I’ve sent out roughly 50 queries for my latest novel, and I’m at that point of waiting for the responses. It’s a dreadful and wonderful experience – spasticly checking my email 18 times a day, tapping my finger on the side as it loads, and that feeling of lightheadedness when I see that title, “re: Query” in the subject.
Then there is the super-mega-fun part where the “I don’t believe this project is right for me, but better luck with the next agent” follows. I’ve tweaked the letter and I’m hoping for more enthusiasm – I understand that the agent needs to love the work as much as I do in order to work with it and devote their precious time to it. It is a very subjective business, indeed.
My kindle receives emails instantly – I can hear the “bing.” I have learned not to get my hopes up that it’s even an agent, let alone a ‘send me your manuscript’ message. It’s usually Writer’s Digest wanting me to pay for some webinar or Payless trying to get me to indulge in their sales. (I love the resource that is WD, but I’m broke, yo. And I have too many shoes as it is, most of which I don’t wear. Until I clean out my shoe rack and my closet, I’ve tied my hands at shoe-buying.)
I remember sending out queries for Devil’s Blood and being incredibly depressed with each rejection. That depression mounted with each following rejection. In that case, the market was saturated and my query letter tanked. (This happened before I studied up on the query letter writing process, and how to revise a novel. I’d skipped the beta reader step and went right from first draft to agent submission.)
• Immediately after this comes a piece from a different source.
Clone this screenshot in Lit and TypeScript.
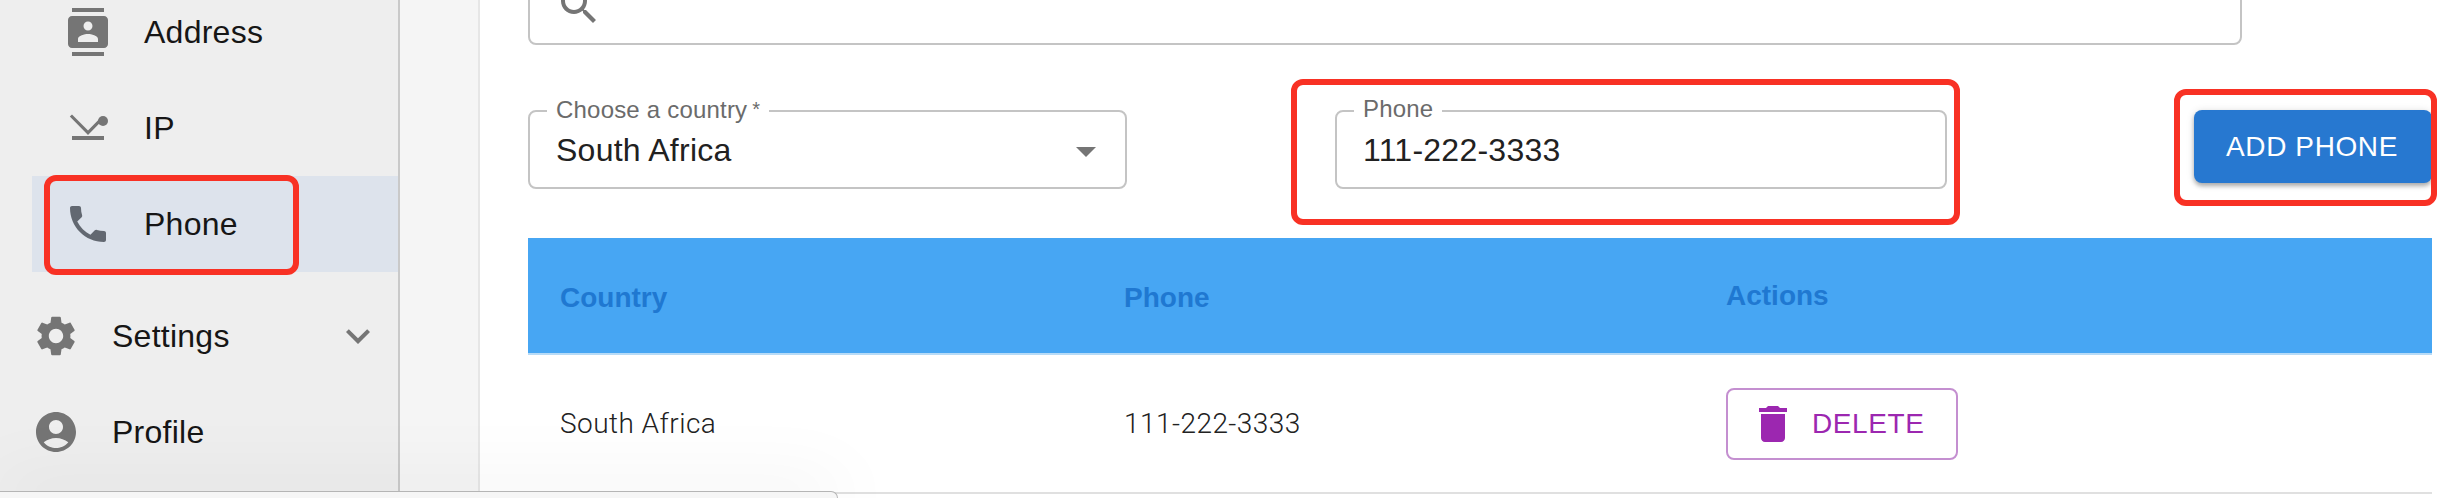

The waiting feels like I’ve dipped into stagnant, murky waters. This time I have another project that I’m working one – two, actually. Having another story to occupy my mind has been a major improvement. It gives hope for a another book, which leads into a career should I find representation. I can tell the agent that I’ve already finished another book, and have several ideas on rough outlines on more. That gives me a career, not a one-shot title.
To other writers in the waiting zone, have patience. Balance that with persistence. I realize it’s a tight rope and it’s easy to go wibbly-wobbly. I, too, have fallen face-first into the floor.
To writers eager to dive into the waiting zone, have patience. Take your time and put your novel together so that it is as polished as possible before the agent sees it. If you rush, you are only hurting yourself.